Si nos fijamos en muchos proyectos educativos de los centros, el apartado destinado a la atención a la diversidad apenas destina espacios a tratar el tema de la diversidad cultural, a pesar de ser una constante en nuestras poblaciones, en un país como España en donde la historia ha estado marcada por la convivencia étnica, por migraciones y por desplazamientos de seres humanos, muchos forzados también por la guerra y la violencia, como ocurre actualmente.
Por lo tanto, en este momento se hace necesaria una apuesta más firme por el despliegue de un plan interterritorial más exhaustivo que trate estas realidades –latentes en el caso de los menores migrantes– y emergentes –en el caso de los niños y niñas en situación de refugio–. Un plan que incluya la dotación de figuras como el mediador intercultural, un profesional con cualificación que actúe como puente entre culturas no solo en el plano lingüístico, sino también social y cultural, dentro del respeto al pilar de la diversidad, propugnado en los principios de la Lomloe.
Por otro lado, desproveer los currículos de una perspectiva colonialista o eurocéntrica se plantea también ahora como una urgencia, en parangón con el respeto a los derechos humanos, a la vista del auge de posiciones extremas de determinadas ideologías que siguen nutriéndose de una visión de la interacción entre culturas y formas de entender el mundo alejada de los tiempos actuales.
En definitiva, es necesario un viraje definitivo en las políticas de equidad relacionadas con las desigualdades culturales que pueblan el planeta, así como el contundente apoyo a los centros escolares para que no se sientan desbordados ante esta situación.
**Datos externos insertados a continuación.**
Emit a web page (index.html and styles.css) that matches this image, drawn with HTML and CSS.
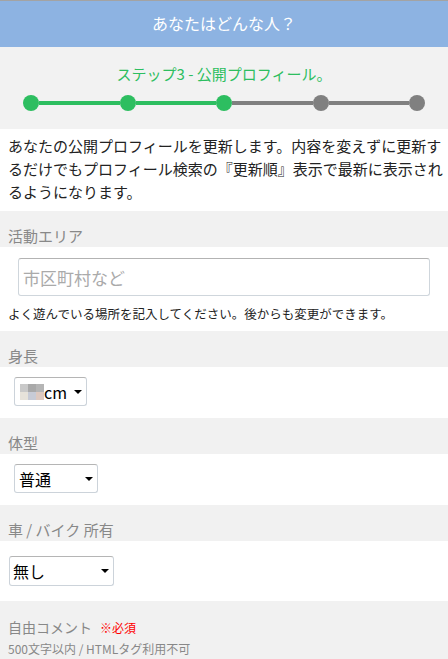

El caso de la escolarización urgente de miles de menores ucranianos debe ser el espaldarazo definitivo para que nuestro país, como materialización de lo que se propugna en el marco constitucional, se coloque en lo educativo a la vanguardia internacional en el reconocimiento a la diversidad cultural y lingüística como el principal bastión de nuestra convivencia y la cultura por la paz.